Requirement: Give a verbatim copy of the lines below, minus the pictures.

Dataset excerpt:
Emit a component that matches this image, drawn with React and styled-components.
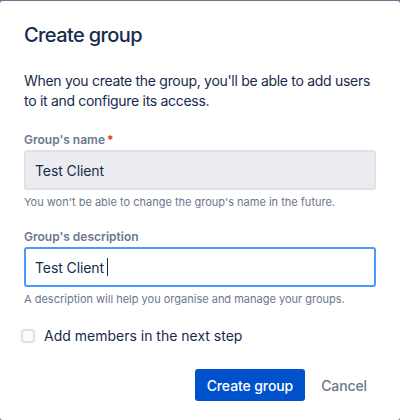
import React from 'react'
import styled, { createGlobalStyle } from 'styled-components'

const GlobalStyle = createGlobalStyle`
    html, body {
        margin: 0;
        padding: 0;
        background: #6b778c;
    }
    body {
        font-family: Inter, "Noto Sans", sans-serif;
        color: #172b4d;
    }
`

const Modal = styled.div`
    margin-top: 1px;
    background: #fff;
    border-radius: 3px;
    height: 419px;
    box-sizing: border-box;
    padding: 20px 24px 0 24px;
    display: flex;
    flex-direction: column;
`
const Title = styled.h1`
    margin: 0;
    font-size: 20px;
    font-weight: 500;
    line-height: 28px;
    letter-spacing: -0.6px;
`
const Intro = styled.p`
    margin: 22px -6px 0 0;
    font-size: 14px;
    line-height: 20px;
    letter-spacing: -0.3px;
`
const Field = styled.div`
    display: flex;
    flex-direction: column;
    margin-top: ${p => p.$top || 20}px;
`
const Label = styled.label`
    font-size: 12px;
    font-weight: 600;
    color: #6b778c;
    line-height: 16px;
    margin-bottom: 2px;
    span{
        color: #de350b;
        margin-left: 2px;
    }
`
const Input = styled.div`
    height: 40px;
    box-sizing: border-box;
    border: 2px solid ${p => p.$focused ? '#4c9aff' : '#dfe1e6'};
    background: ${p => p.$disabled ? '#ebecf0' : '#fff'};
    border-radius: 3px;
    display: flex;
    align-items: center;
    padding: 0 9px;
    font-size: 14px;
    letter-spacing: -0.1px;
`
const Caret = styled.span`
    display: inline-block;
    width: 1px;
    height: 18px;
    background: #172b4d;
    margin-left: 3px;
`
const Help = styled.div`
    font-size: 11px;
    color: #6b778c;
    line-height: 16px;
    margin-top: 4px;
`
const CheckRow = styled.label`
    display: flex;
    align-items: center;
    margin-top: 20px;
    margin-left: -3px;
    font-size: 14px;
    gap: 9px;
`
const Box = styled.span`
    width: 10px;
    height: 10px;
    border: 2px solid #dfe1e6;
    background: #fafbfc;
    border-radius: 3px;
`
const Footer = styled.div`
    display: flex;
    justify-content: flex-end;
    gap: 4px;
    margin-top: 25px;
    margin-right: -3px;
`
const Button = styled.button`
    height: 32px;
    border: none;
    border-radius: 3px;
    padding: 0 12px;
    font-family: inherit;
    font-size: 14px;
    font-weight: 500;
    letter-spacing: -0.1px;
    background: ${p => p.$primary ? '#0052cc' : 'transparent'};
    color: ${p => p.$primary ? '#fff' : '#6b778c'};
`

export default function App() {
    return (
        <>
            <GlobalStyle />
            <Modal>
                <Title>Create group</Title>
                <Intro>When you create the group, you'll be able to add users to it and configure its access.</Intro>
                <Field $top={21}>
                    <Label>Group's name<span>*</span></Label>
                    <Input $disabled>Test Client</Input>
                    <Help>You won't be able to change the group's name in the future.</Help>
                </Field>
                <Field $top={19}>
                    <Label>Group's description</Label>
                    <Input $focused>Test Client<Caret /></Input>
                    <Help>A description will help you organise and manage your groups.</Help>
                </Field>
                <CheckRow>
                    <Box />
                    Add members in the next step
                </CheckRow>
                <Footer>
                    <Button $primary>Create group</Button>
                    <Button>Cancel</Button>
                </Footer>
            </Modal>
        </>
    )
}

Completed exercise:
Emit a component that matches this image, drawn with React and styled-components.
import React from 'react'
import styled, { createGlobalStyle } from 'styled-components'

const GlobalStyle = createGlobalStyle`
    html, body {
        margin: 0;
        padding: 0;
        background: #6b778c;
    }
    body {
        font-family: Inter, "Noto Sans", sans-serif;
        color: #172b4d;
    }
`

const Modal = styled.div`
    margin-top: 1px;
    background: #fff;
    border-radius: 3px;
    height: 419px;
    box-sizing: border-box;
    padding: 20px 24px 0 24px;
    display: flex;
    flex-direction: column;
`
const Title = styled.h1`
    margin: 0;
    font-size: 20px;
    font-weight: 500;
    line-height: 28px;
    letter-spacing: -0.6px;
`
const Intro = styled.p`
    margin: 22px -6px 0 0;
    font-size: 14px;
    line-height: 20px;
    letter-spacing: -0.3px;
`
const Field = styled.div`
    display: flex;
    flex-direction: column;
    margin-top: ${p => p.$top || 20}px;
`
const Label = styled.label`
    font-size: 12px;
    font-weight: 600;
    color: #6b778c;
    line-height: 16px;
    margin-bottom: 2px;
    span{
        color: #de350b;
        margin-left: 2px;
    }
`
const Input = styled.div`
    height: 40px;
    box-sizing: border-box;
    border: 2px solid ${p => p.$focused ? '#4c9aff' : '#dfe1e6'};
    background: ${p => p.$disabled ? '#ebecf0' : '#fff'};
    border-radius: 3px;
    display: flex;
    align-items: center;
    padding: 0 9px;
    font-size: 14px;
    letter-spacing: -0.1px;
`
const Caret = styled.span`
    display: inline-block;
    width: 1px;
    height: 18px;
    background: #172b4d;
    margin-left: 3px;
`
const Help = styled.div`
    font-size: 11px;
    color: #6b778c;
    line-height: 16px;
    margin-top: 4px;
`
const CheckRow = styled.label`
    display: flex;
    align-items: center;
    margin-top: 20px;
    margin-left: -3px;
    font-size: 14px;
    gap: 9px;
`
const Box = styled.span`
    width: 10px;
    height: 10px;
    border: 2px solid #dfe1e6;
    background: #fafbfc;
    border-radius: 3px;
`
const Footer = styled.div`
    display: flex;
    justify-content: flex-end;
    gap: 4px;
    margin-top: 25px;
    margin-right: -3px;
`
const Button = styled.button`
    height: 32px;
    border: none;
    border-radius: 3px;
    padding: 0 12px;
    font-family: inherit;
    font-size: 14px;
    font-weight: 500;
    letter-spacing: -0.1px;
    background: ${p => p.$primary ? '#0052cc' : 'transparent'};
    color: ${p => p.$primary ? '#fff' : '#6b778c'};
`

export default function App() {
    return (
        <>
            <GlobalStyle />
            <Modal>
                <Title>Create group</Title>
                <Intro>When you create the group, you'll be able to add users to it and configure its access.</Intro>
                <Field $top={21}>
                    <Label>Group's name<span>*</span></Label>
                    <Input $disabled>Test Client</Input>
                    <Help>You won't be able to change the group's name in the future.</Help>
                </Field>
                <Field $top={19}>
                    <Label>Group's description</Label>
                    <Input $focused>Test Client<Caret /></Input>
                    <Help>A description will help you organise and manage your groups.</Help>
                </Field>
                <CheckRow>
                    <Box />
                    Add members in the next step
                </CheckRow>
                <Footer>
                    <Button $primary>Create group</Button>
                    <Button>Cancel</Button>
                </Footer>
            </Modal>
        </>
    )
}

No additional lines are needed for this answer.